START

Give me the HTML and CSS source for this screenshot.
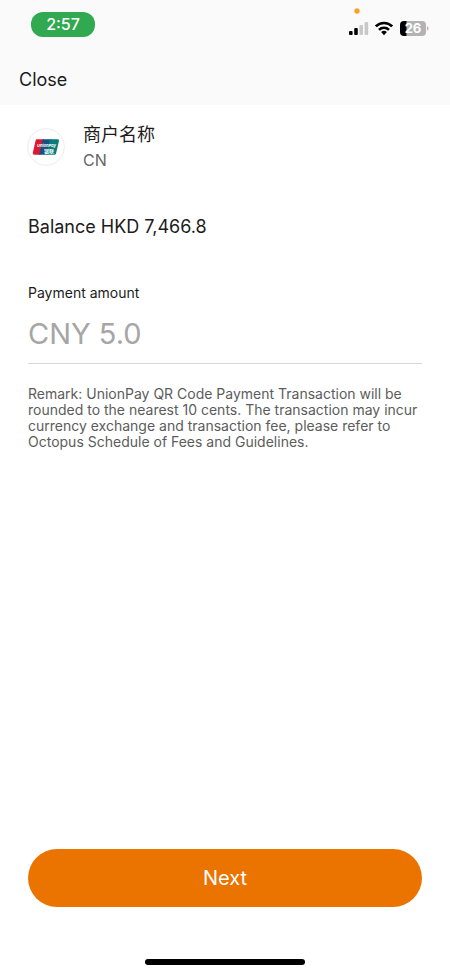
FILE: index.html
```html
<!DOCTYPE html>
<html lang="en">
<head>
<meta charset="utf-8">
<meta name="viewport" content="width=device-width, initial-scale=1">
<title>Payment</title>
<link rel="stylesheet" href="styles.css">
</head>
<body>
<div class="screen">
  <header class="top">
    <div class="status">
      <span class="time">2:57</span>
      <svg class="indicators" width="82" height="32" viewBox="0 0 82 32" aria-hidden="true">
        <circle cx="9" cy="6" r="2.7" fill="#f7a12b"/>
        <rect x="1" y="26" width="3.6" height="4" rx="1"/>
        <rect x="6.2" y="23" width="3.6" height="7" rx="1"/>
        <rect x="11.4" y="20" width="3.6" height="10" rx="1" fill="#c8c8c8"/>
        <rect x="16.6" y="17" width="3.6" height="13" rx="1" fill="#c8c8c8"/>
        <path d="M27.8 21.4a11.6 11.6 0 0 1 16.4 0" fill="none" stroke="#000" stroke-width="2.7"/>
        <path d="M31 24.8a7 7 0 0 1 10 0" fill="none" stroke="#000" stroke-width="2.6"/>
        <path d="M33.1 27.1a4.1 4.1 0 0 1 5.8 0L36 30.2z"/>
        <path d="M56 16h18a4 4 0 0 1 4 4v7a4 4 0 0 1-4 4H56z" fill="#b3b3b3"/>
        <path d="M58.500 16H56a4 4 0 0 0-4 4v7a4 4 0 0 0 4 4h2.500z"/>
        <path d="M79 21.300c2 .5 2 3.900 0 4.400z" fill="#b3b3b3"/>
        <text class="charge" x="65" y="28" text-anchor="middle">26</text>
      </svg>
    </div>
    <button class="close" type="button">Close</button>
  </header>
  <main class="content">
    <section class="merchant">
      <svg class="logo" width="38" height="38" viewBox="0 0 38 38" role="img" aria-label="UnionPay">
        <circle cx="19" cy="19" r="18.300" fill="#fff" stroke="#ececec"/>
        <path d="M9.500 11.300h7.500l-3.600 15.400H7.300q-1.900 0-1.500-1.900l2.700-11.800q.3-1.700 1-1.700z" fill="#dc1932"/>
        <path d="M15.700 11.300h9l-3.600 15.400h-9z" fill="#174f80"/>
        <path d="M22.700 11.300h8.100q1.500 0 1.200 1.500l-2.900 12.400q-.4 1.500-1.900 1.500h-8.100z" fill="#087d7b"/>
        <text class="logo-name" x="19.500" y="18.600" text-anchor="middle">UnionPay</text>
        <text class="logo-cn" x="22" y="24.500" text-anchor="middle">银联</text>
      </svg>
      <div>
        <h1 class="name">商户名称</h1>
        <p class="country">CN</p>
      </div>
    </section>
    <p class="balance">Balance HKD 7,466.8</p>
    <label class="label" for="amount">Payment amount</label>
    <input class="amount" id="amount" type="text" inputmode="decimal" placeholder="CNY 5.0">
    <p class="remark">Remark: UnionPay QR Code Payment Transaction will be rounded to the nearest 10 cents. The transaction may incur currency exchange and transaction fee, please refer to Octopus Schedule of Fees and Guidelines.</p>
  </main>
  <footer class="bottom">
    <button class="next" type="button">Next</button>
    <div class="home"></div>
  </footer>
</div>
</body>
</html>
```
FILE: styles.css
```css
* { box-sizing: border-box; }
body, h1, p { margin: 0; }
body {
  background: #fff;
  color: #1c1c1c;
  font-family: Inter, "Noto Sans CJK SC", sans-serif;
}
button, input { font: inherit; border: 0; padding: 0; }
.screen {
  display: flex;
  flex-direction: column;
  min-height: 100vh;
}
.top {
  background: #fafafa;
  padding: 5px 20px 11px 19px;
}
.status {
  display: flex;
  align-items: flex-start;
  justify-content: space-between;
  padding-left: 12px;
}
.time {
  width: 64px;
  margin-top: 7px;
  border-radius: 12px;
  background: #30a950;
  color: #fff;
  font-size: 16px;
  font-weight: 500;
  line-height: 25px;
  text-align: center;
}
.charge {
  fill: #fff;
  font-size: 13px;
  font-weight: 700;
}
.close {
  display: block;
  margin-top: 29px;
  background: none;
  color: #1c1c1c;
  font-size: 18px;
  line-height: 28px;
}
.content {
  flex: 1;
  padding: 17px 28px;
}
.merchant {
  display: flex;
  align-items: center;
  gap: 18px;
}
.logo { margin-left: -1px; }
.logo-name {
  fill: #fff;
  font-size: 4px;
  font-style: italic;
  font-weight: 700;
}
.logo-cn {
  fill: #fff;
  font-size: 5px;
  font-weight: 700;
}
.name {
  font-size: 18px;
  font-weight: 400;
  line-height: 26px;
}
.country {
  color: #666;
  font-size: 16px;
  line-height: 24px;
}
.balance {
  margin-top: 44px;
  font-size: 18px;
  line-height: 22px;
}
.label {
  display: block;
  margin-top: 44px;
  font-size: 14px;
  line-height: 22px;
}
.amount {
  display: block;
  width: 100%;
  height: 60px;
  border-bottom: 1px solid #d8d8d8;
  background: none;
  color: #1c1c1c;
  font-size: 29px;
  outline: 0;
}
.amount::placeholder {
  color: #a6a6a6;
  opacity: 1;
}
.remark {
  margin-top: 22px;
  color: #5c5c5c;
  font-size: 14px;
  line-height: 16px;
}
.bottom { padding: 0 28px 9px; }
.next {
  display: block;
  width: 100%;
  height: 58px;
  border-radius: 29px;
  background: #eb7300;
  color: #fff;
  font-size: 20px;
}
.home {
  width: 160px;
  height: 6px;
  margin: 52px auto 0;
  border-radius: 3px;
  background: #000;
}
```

END

What needs to be done -> Except for the pictures, reproduce every line exactly.

Result ->
Give me the HTML and CSS source for this screenshot.
FILE: index.html
```html
<!DOCTYPE html>
<html lang="en">
<head>
<meta charset="utf-8">
<meta name="viewport" content="width=device-width, initial-scale=1">
<title>Payment</title>
<link rel="stylesheet" href="styles.css">
</head>
<body>
<div class="screen">
  <header class="top">
    <div class="status">
      <span class="time">2:57</span>
      <svg class="indicators" width="82" height="32" viewBox="0 0 82 32" aria-hidden="true">
        <circle cx="9" cy="6" r="2.7" fill="#f7a12b"/>
        <rect x="1" y="26" width="3.6" height="4" rx="1"/>
        <rect x="6.2" y="23" width="3.6" height="7" rx="1"/>
        <rect x="11.4" y="20" width="3.6" height="10" rx="1" fill="#c8c8c8"/>
        <rect x="16.6" y="17" width="3.6" height="13" rx="1" fill="#c8c8c8"/>
        <path d="M27.8 21.4a11.6 11.6 0 0 1 16.4 0" fill="none" stroke="#000" stroke-width="2.7"/>
        <path d="M31 24.8a7 7 0 0 1 10 0" fill="none" stroke="#000" stroke-width="2.6"/>
        <path d="M33.1 27.1a4.1 4.1 0 0 1 5.8 0L36 30.2z"/>
        <path d="M56 16h18a4 4 0 0 1 4 4v7a4 4 0 0 1-4 4H56z" fill="#b3b3b3"/>
        <path d="M58.500 16H56a4 4 0 0 0-4 4v7a4 4 0 0 0 4 4h2.500z"/>
        <path d="M79 21.300c2 .5 2 3.900 0 4.400z" fill="#b3b3b3"/>
        <text class="charge" x="65" y="28" text-anchor="middle">26</text>
      </svg>
    </div>
    <button class="close" type="button">Close</button>
  </header>
  <main class="content">
    <section class="merchant">
      <svg class="logo" width="38" height="38" viewBox="0 0 38 38" role="img" aria-label="UnionPay">
        <circle cx="19" cy="19" r="18.300" fill="#fff" stroke="#ececec"/>
        <path d="M9.500 11.300h7.500l-3.600 15.400H7.300q-1.900 0-1.500-1.900l2.700-11.800q.3-1.700 1-1.700z" fill="#dc1932"/>
        <path d="M15.700 11.300h9l-3.600 15.400h-9z" fill="#174f80"/>
        <path d="M22.700 11.300h8.100q1.500 0 1.200 1.500l-2.900 12.400q-.4 1.500-1.900 1.500h-8.100z" fill="#087d7b"/>
        <text class="logo-name" x="19.500" y="18.600" text-anchor="middle">UnionPay</text>
        <text class="logo-cn" x="22" y="24.500" text-anchor="middle">银联</text>
      </svg>
      <div>
        <h1 class="name">商户名称</h1>
        <p class="country">CN</p>
      </div>
    </section>
    <p class="balance">Balance HKD 7,466.8</p>
    <label class="label" for="amount">Payment amount</label>
    <input class="amount" id="amount" type="text" inputmode="decimal" placeholder="CNY 5.0">
    <p class="remark">Remark: UnionPay QR Code Payment Transaction will be rounded to the nearest 10 cents. The transaction may incur currency exchange and transaction fee, please refer to Octopus Schedule of Fees and Guidelines.</p>
  </main>
  <footer class="bottom">
    <button class="next" type="button">Next</button>
    <div class="home"></div>
  </footer>
</div>
</body>
</html>
```
FILE: styles.css
```css
* { box-sizing: border-box; }
body, h1, p { margin: 0; }
body {
  background: #fff;
  color: #1c1c1c;
  font-family: Inter, "Noto Sans CJK SC", sans-serif;
}
button, input { font: inherit; border: 0; padding: 0; }
.screen {
  display: flex;
  flex-direction: column;
  min-height: 100vh;
}
.top {
  background: #fafafa;
  padding: 5px 20px 11px 19px;
}
.status {
  display: flex;
  align-items: flex-start;
  justify-content: space-between;
  padding-left: 12px;
}
.time {
  width: 64px;
  margin-top: 7px;
  border-radius: 12px;
  background: #30a950;
  color: #fff;
  font-size: 16px;
  font-weight: 500;
  line-height: 25px;
  text-align: center;
}
.charge {
  fill: #fff;
  font-size: 13px;
  font-weight: 700;
}
.close {
  display: block;
  margin-top: 29px;
  background: none;
  color: #1c1c1c;
  font-size: 18px;
  line-height: 28px;
}
.content {
  flex: 1;
  padding: 17px 28px;
}
.merchant {
  display: flex;
  align-items: center;
  gap: 18px;
}
.logo { margin-left: -1px; }
.logo-name {
  fill: #fff;
  font-size: 4px;
  font-style: italic;
  font-weight: 700;
}
.logo-cn {
  fill: #fff;
  font-size: 5px;
  font-weight: 700;
}
.name {
  font-size: 18px;
  font-weight: 400;
  line-height: 26px;
}
.country {
  color: #666;
  font-size: 16px;
  line-height: 24px;
}
.balance {
  margin-top: 44px;
  font-size: 18px;
  line-height: 22px;
}
.label {
  display: block;
  margin-top: 44px;
  font-size: 14px;
  line-height: 22px;
}
.amount {
  display: block;
  width: 100%;
  height: 60px;
  border-bottom: 1px solid #d8d8d8;
  background: none;
  color: #1c1c1c;
  font-size: 29px;
  outline: 0;
}
.amount::placeholder {
  color: #a6a6a6;
  opacity: 1;
}
.remark {
  margin-top: 22px;
  color: #5c5c5c;
  font-size: 14px;
  line-height: 16px;
}
.bottom { padding: 0 28px 9px; }
.next {
  display: block;
  width: 100%;
  height: 58px;
  border-radius: 29px;
  background: #eb7300;
  color: #fff;
  font-size: 20px;
}
.home {
  width: 160px;
  height: 6px;
  margin: 52px auto 0;
  border-radius: 3px;
  background: #000;
}
```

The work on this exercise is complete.